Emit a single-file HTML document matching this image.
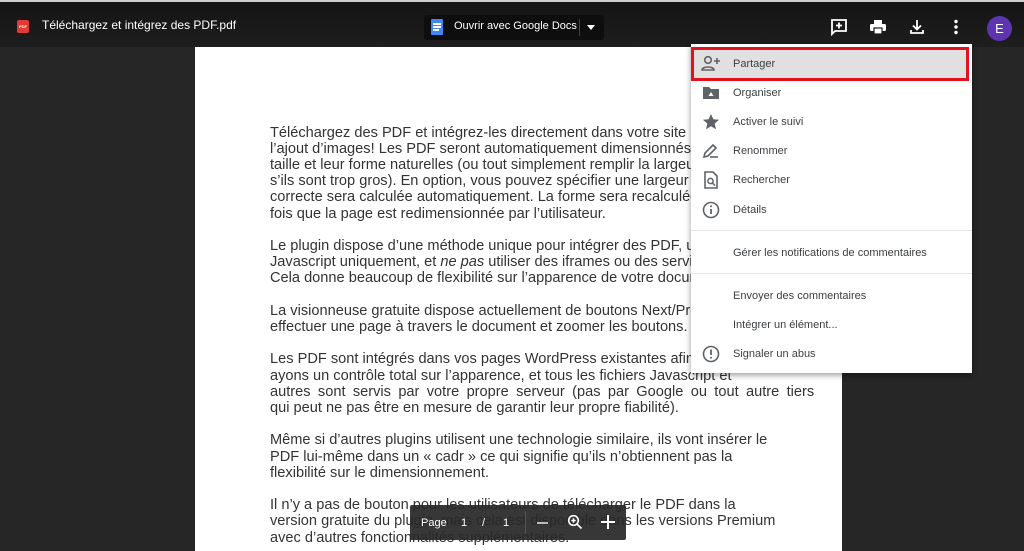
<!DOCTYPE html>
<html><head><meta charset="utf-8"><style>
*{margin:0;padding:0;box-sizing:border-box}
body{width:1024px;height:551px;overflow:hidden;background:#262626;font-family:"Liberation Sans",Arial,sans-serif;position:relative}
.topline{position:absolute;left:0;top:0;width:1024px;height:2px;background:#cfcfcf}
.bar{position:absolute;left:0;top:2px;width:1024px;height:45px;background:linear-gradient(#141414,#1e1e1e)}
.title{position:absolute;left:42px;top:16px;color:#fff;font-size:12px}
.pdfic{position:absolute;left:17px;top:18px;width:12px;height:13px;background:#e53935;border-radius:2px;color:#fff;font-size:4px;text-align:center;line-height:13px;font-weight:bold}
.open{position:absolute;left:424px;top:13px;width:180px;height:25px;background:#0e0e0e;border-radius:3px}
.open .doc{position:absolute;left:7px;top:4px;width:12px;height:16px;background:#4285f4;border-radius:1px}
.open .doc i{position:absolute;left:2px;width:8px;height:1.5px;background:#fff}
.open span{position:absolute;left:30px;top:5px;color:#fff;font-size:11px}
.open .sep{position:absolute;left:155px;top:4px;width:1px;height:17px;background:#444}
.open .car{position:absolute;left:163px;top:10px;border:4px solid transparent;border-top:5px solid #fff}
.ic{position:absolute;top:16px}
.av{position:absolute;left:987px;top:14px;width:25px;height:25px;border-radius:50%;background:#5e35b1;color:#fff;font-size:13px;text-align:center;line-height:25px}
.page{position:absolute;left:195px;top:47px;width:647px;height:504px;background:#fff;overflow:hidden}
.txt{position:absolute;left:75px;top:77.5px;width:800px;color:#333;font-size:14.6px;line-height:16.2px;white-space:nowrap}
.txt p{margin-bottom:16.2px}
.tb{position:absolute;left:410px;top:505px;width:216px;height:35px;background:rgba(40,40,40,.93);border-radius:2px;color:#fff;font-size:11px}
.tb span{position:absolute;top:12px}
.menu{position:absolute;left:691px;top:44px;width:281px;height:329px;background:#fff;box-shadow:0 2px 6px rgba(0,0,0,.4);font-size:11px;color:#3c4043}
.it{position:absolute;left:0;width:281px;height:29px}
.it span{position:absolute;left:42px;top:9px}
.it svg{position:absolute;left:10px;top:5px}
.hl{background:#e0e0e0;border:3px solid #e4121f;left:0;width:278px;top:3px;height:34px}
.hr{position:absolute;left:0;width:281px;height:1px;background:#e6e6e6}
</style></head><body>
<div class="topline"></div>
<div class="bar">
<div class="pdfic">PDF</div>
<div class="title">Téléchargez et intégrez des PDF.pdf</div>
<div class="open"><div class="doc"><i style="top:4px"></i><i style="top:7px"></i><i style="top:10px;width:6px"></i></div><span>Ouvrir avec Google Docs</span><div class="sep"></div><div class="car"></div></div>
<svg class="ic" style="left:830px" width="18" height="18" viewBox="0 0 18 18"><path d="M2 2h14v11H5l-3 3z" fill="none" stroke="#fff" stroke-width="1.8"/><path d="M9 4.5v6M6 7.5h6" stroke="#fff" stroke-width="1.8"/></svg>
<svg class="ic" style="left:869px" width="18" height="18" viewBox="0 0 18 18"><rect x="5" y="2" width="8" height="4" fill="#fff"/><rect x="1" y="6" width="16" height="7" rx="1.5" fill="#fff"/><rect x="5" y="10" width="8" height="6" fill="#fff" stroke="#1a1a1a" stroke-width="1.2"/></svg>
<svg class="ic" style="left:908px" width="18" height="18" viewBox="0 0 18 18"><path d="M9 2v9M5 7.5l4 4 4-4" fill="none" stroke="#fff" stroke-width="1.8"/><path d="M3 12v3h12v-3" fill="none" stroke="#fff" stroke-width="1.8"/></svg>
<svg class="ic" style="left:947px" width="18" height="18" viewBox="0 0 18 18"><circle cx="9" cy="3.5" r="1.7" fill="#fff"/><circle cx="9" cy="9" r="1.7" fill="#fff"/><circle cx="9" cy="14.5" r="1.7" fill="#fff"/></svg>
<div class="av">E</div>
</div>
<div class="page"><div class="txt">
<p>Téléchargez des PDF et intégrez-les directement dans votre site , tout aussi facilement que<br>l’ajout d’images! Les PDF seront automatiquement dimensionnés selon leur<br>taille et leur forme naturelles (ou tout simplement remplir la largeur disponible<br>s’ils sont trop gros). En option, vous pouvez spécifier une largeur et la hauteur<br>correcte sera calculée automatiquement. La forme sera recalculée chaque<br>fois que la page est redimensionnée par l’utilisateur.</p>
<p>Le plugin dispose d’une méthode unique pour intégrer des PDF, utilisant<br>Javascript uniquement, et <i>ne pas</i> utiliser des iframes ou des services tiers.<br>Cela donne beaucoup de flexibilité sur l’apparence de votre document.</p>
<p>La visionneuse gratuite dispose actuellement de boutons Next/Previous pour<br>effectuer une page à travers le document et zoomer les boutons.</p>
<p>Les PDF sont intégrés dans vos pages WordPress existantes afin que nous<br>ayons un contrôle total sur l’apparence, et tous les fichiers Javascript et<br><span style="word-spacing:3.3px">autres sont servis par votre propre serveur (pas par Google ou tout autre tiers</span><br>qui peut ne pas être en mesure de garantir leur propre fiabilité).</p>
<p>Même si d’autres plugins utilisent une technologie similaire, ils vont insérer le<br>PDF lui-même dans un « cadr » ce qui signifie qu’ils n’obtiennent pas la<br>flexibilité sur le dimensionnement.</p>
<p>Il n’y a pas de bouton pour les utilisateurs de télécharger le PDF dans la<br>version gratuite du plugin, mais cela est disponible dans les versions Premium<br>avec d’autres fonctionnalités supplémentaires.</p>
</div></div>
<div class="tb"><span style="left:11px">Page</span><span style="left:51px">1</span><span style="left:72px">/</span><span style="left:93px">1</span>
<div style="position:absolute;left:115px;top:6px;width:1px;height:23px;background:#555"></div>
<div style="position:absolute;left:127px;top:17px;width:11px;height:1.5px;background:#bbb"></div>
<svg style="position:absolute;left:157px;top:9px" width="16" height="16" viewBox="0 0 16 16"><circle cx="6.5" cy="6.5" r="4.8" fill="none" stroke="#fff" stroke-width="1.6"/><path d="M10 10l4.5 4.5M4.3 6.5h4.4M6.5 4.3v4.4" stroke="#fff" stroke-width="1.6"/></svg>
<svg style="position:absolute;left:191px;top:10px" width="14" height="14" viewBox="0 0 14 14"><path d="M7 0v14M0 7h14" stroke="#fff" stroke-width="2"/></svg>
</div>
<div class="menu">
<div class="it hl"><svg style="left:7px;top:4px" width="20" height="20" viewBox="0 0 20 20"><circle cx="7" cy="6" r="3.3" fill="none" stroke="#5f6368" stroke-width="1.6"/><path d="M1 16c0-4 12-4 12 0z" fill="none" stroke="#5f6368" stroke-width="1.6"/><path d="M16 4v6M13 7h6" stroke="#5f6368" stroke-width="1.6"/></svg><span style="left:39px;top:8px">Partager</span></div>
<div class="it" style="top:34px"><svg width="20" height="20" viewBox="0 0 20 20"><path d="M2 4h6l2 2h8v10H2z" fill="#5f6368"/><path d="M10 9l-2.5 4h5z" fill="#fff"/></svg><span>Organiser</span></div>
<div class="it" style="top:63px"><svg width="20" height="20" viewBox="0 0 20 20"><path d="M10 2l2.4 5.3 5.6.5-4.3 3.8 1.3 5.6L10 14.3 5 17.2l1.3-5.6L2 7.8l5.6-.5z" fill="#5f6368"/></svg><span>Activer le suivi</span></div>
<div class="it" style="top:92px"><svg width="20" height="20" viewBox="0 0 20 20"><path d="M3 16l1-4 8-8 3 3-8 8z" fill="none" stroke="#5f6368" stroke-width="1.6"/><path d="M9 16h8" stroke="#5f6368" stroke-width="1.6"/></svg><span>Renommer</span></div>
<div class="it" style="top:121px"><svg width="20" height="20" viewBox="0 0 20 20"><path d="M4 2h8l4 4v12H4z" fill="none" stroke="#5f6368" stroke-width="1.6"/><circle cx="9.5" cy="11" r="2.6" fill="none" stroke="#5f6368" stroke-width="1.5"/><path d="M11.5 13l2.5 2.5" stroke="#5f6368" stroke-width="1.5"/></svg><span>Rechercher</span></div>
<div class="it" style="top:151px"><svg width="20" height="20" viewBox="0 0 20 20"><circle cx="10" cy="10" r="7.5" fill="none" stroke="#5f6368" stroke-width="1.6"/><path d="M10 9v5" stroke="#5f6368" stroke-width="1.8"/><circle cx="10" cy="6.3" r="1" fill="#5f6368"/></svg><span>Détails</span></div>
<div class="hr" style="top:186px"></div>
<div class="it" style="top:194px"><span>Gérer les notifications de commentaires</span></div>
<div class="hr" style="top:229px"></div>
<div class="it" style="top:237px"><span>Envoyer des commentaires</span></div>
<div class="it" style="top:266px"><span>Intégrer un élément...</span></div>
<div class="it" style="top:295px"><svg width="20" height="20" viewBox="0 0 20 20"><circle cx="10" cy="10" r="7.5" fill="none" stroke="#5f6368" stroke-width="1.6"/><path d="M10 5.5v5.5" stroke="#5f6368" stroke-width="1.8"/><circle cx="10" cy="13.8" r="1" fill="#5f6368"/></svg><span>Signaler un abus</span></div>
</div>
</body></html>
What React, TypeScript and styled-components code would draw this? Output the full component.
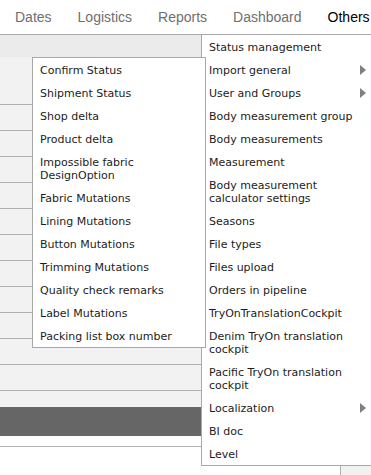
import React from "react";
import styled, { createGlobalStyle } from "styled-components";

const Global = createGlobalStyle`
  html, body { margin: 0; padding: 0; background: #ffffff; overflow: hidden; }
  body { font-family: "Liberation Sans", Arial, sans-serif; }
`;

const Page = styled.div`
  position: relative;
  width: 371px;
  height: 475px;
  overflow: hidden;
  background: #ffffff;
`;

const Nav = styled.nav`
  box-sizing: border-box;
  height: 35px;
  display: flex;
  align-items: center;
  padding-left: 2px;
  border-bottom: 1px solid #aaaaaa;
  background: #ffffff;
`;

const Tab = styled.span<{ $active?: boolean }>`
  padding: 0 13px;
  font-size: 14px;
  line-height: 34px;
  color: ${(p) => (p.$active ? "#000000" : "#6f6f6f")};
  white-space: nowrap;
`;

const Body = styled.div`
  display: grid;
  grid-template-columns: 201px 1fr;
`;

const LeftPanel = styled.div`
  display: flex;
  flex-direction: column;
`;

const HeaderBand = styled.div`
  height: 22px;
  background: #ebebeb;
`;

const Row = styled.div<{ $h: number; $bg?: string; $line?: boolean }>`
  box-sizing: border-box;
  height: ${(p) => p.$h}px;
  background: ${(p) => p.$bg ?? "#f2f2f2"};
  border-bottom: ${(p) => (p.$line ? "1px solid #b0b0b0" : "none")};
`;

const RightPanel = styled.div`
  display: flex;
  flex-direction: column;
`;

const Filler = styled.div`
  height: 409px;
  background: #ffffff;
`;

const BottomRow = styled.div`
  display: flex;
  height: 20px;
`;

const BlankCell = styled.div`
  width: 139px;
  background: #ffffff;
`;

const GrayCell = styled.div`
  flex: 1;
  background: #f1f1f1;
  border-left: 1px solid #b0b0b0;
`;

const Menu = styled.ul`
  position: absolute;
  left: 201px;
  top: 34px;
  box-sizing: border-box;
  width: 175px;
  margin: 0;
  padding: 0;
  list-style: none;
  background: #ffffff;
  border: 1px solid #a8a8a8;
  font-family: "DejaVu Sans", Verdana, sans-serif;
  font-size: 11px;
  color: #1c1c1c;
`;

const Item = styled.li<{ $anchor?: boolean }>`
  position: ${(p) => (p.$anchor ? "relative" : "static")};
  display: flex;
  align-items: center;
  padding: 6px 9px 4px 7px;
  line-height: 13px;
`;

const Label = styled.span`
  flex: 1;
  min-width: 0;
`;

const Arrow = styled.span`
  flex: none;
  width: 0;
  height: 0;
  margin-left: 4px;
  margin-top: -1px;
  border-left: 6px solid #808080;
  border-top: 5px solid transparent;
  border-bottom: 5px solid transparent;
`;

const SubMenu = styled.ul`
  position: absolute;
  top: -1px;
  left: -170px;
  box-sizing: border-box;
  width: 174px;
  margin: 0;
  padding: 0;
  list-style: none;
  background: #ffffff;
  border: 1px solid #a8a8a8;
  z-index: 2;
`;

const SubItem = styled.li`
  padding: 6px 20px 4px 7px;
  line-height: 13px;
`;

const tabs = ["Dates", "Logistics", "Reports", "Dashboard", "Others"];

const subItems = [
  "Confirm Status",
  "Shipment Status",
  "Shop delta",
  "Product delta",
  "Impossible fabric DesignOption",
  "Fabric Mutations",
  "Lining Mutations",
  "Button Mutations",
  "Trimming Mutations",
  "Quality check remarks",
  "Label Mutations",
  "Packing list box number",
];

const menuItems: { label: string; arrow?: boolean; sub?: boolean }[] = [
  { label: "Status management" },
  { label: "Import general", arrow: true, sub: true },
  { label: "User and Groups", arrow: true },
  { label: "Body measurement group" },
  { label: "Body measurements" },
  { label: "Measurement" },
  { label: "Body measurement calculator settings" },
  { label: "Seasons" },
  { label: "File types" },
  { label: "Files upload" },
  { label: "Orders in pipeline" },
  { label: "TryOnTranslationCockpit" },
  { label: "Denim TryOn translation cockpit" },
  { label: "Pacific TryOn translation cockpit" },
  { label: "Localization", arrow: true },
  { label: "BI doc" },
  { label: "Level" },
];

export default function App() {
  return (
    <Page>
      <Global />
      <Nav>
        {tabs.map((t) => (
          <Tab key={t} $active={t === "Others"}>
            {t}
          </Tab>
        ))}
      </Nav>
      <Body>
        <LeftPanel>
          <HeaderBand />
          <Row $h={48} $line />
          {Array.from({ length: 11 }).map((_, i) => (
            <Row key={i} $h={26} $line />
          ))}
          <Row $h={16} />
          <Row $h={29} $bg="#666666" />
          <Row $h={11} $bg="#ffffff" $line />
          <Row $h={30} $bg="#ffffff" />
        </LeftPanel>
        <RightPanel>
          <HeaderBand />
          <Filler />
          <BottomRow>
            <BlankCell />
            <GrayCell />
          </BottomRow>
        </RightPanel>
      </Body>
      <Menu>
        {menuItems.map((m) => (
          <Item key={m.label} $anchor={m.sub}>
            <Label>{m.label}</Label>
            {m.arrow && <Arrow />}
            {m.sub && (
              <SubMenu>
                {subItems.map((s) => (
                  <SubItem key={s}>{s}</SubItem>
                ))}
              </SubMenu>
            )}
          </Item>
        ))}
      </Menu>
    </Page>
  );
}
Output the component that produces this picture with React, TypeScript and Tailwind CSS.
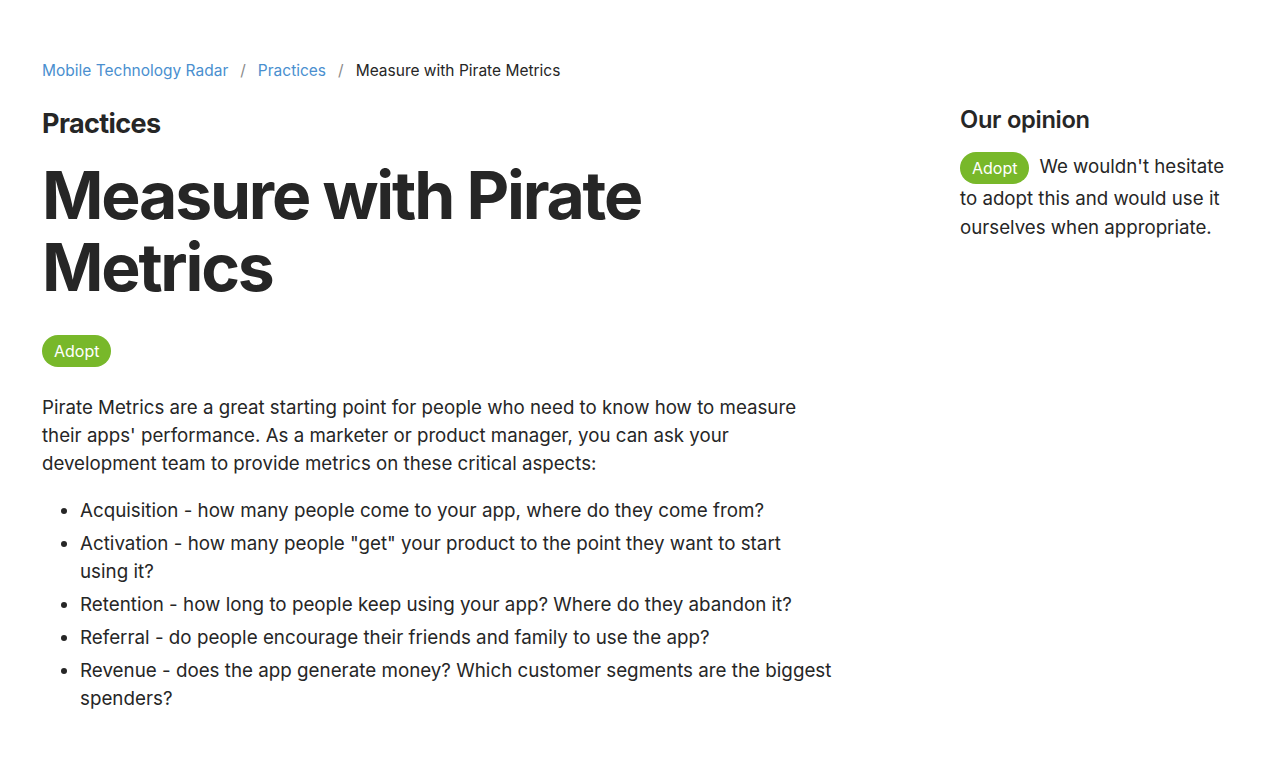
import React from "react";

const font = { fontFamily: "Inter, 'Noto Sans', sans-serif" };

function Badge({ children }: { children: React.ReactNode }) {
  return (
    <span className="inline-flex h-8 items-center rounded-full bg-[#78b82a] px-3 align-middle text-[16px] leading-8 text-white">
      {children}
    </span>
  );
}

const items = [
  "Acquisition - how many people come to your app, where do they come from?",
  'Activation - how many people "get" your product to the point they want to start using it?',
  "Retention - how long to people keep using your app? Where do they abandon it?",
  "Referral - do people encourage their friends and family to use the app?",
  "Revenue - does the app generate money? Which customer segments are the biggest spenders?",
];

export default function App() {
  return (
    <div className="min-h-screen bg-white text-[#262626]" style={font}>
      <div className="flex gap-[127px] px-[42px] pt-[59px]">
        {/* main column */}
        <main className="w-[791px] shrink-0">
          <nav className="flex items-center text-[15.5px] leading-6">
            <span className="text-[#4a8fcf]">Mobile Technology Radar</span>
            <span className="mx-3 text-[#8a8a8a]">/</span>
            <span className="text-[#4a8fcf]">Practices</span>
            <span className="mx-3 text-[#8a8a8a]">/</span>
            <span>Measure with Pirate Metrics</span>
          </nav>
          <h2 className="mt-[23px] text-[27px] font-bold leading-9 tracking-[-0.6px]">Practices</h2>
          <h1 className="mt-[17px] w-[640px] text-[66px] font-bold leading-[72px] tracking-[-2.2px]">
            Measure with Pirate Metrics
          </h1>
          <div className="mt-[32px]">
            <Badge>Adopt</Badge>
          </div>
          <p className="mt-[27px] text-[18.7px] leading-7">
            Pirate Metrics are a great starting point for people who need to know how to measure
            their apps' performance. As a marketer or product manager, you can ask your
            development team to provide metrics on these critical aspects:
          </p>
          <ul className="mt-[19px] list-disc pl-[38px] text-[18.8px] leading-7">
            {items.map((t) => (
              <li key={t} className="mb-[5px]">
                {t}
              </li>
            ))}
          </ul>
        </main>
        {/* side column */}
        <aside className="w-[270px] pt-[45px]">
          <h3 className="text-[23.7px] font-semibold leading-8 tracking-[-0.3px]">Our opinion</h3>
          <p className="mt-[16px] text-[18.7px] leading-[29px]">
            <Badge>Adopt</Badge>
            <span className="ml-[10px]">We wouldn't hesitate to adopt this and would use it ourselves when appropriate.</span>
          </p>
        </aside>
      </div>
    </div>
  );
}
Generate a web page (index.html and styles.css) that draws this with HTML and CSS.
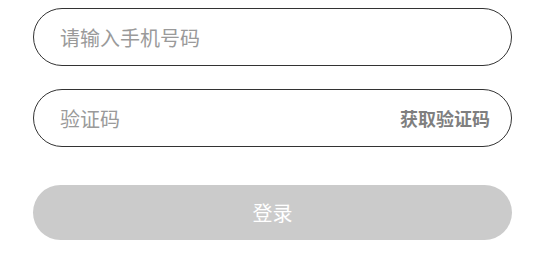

-------

Look through the entries above. Extract each line with the word "Output".

What React, TypeScript and styled-components code would draw this? Output the full component.
Output the component that produces this picture with React, TypeScript and Tailwind CSS.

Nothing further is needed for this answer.